Vejam aqui o preço da DEFICIÊNCIA:
Com o mercado saturado de
psicólogos que se sujeitam a ganhar menos do que merecem, mas que precisam
pagar suas contas e manter suas famílias, com a desunião da classe psicológica,
com a falta de representações de classe com força para impor condições dignas
de trabalho e com um Conselho Regional e Federal de Psicologia alheio à
realidade profissional da classe, mais preocupado com o “social/antropológico/filosófico”
e menos preocupado com a práxis do trabalho psicológico no dia a dia, os
empresários da segurança se valem da chamada “livre concorrência” para buscar
psicólogos mais e mais baratos. Mais e mais PROSTITUÍDOS.
Considerando que um
psicólogo confere a um indivíduo o direito de portar uma arma de fogo por força
de sua capacidade psicológica, permitir que um indivíduo pouco (ou mal)
avaliado porte uma arma de fogo é muito arriscado.
Quantas mortes podem ter ocorrido
por conta dessa negligência? Quantos suicídios de vigilantes? Quantas ações
precipitadas? Sinistros...
Estatísticas não
contemplam todos os fatos, mas qualquer vigilante vai afirmar empiricamente que
já trabalhou com colegas “treze” (gíria utilizada por estes para definir pessoa
com desequilíbrio psicológico).
Com base em tudo que foi explanado, só posso dizer uma coisa: “PARABÉNS” aos associados da ABREVIS pela obtenção de sua liminar. Conseguiram reduzir seus já elevados custos e protelaram por mais tempo algo que inexoravelmente irá ocorrer: o estabelecimento de uma norma que regulamente os procedimentos de avaliação psicológica de vigilantes.

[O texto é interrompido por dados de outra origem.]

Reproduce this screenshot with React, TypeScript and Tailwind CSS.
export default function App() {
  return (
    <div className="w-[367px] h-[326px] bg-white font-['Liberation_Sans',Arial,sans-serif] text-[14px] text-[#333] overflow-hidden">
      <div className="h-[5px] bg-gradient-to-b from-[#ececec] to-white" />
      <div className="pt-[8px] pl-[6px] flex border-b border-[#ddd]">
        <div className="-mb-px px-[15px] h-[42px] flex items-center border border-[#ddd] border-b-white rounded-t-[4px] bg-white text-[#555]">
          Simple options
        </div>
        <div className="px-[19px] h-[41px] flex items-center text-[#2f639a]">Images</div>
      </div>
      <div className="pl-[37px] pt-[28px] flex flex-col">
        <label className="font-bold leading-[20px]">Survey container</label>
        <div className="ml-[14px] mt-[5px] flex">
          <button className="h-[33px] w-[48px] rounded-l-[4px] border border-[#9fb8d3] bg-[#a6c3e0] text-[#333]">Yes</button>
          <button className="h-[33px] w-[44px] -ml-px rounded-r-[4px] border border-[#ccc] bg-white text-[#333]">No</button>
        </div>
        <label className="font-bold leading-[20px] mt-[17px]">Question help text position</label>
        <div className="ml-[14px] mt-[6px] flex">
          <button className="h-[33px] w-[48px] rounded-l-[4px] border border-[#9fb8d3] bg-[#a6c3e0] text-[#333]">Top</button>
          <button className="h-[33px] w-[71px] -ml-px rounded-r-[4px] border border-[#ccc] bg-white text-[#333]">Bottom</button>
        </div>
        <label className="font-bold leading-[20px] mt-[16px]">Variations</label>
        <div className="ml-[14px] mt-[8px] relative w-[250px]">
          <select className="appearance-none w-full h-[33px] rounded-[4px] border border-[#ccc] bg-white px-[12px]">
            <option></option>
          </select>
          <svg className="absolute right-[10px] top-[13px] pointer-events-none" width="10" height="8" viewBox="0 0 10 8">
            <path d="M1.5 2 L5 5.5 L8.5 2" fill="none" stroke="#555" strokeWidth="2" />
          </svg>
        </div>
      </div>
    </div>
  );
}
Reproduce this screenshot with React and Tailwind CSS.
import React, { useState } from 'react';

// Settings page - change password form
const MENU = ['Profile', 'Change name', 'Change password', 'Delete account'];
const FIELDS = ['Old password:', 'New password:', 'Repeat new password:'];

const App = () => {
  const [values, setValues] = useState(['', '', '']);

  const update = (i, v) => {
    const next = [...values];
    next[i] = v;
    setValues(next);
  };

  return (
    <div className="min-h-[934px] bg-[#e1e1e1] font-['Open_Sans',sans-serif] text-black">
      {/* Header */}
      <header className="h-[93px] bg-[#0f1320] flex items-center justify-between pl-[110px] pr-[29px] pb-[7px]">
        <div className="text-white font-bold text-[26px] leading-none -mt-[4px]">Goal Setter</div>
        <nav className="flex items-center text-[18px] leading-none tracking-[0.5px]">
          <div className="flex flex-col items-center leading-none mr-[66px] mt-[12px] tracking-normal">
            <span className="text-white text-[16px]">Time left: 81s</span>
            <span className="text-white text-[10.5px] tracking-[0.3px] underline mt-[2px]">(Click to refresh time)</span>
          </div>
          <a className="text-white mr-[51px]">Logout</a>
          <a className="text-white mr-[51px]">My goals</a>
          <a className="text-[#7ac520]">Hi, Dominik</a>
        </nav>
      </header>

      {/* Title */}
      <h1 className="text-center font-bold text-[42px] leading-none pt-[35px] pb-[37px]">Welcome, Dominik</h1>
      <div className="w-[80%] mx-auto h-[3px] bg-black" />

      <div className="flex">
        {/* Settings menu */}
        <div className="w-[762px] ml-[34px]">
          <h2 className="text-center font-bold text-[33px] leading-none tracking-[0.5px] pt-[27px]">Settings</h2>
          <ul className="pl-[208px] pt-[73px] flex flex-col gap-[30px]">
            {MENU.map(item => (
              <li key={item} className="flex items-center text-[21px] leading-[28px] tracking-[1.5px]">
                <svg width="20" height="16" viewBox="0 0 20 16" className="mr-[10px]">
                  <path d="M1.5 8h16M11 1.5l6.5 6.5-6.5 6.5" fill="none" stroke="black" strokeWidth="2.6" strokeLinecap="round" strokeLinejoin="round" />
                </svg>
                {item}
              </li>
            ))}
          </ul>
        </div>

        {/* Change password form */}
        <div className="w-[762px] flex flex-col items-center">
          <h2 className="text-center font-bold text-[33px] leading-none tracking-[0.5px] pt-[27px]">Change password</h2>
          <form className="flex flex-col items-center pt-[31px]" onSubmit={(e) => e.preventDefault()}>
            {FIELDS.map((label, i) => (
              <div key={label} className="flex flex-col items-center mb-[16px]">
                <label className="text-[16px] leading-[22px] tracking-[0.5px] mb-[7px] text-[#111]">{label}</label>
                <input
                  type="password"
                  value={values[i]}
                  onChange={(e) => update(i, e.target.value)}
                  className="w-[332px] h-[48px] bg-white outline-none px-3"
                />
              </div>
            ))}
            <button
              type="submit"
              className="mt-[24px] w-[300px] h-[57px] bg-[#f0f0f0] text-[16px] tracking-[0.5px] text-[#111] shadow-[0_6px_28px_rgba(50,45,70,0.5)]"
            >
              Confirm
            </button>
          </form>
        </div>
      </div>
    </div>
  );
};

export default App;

Porém, tais consequências dessa liminar ainda serão sentidas por muita gente:
Você, cliente, continua perdendo porque paga caro por segurança armada e pode correr sério risco de ser vítima de seu próprio contratado, uma mão de obra DEFICIENTE conforme entendimento de um juiz federal.
Você, psicólogo, continua perdendo porque tem o seu trabalho cada vez mais desvalorizado e banalizado por colegas prostituídos pelo mercado que cobram valores ridiculamente baixos por uma avaliação de qualidade duvidosa.
Você empresário da segurança comprometido com o trabalho de vigilância com qualidade, continua perdendo porque cada dia que passa, vê o mercado saturado de desequilibrados com curso de vigilante e paga bem caro civil e criminalmente quando seu empregado comete um crime em decorrência de problemas psicológicos que poderiam ter sido evitados lá atrás, numa avaliação psicológica eficaz. Perde também pelo fato de que se vê forçado a proceder com a precariedade para não perder o mercado frente a concorrência desleal de empresários vigaristas que vêem no subemprego de psicólogos uma deixa para aumentar suas margens de lucros.
E você, vigilante, continua perdendo a pouca credibilidade profissional que possui, sendo agora caracterizado como uma mão de
obra DEFICIENTE, porém necessária. Muitos de seus patrões e clientes (não todos) desejam que você
continue assim, pois não querem tirar do bolso uma avaliação de qualidade que
separe o joio do trigo nesta tão complexa, importante e pouco reconhecida
atividade. Você continuará a ser nivelado por baixo por conta de
desequilibrados que ostentam o mesmo uniforme que você.